### [Aim]
Search the data for the word "components". Reproduce every line where it is found.

### [Given data]
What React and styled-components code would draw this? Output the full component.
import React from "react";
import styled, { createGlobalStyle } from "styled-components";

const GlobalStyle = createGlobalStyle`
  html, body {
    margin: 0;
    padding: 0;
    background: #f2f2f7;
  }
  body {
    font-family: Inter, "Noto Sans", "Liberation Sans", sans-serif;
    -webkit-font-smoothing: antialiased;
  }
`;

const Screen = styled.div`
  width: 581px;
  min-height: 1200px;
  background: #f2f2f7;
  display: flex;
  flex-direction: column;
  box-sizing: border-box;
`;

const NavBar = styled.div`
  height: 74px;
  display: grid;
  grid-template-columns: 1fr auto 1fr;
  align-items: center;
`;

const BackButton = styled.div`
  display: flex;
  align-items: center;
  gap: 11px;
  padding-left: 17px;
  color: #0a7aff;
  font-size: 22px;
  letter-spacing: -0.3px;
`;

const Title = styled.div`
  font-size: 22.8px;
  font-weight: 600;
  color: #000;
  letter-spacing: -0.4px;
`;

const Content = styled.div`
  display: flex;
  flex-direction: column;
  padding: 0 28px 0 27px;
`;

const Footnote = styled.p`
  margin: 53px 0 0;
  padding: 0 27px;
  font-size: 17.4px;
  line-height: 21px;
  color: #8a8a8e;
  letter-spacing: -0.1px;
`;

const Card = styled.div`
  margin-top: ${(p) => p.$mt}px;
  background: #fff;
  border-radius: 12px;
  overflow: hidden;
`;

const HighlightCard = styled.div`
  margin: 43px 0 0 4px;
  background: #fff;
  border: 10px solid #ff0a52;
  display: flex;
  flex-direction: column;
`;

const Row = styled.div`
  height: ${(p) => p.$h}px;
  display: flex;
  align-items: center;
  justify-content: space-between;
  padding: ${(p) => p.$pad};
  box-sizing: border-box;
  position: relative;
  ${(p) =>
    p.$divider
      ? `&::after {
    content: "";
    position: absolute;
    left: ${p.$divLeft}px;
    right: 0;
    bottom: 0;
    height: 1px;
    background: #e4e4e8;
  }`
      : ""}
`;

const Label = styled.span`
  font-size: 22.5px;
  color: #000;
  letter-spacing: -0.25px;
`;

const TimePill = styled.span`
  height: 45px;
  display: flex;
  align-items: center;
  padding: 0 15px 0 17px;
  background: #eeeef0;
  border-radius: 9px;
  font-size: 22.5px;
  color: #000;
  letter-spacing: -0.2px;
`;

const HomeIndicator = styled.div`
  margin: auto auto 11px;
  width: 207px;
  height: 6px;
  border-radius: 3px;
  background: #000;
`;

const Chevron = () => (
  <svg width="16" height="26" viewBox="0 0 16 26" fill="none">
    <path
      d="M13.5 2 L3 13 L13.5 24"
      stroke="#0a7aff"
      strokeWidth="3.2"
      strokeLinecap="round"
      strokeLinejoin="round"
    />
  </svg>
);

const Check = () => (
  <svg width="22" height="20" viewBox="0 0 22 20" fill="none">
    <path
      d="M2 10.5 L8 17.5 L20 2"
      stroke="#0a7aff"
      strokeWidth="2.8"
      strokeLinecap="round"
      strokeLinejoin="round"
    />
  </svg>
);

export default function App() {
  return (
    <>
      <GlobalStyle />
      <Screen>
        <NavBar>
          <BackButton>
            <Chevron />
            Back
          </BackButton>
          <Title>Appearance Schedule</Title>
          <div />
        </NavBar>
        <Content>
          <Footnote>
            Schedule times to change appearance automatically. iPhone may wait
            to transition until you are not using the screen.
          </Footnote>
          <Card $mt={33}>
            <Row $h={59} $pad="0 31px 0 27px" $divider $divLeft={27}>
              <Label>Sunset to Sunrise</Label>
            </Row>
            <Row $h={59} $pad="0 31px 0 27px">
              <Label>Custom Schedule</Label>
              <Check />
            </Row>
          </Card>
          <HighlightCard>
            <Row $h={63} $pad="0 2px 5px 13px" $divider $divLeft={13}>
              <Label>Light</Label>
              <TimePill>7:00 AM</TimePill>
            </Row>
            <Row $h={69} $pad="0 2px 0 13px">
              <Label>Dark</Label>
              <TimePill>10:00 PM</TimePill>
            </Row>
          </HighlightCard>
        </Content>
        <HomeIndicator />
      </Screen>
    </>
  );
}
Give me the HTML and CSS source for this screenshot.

### [Answer for this exercise]
What React and styled-components code would draw this? Output the full component.
import styled, { createGlobalStyle } from "styled-components";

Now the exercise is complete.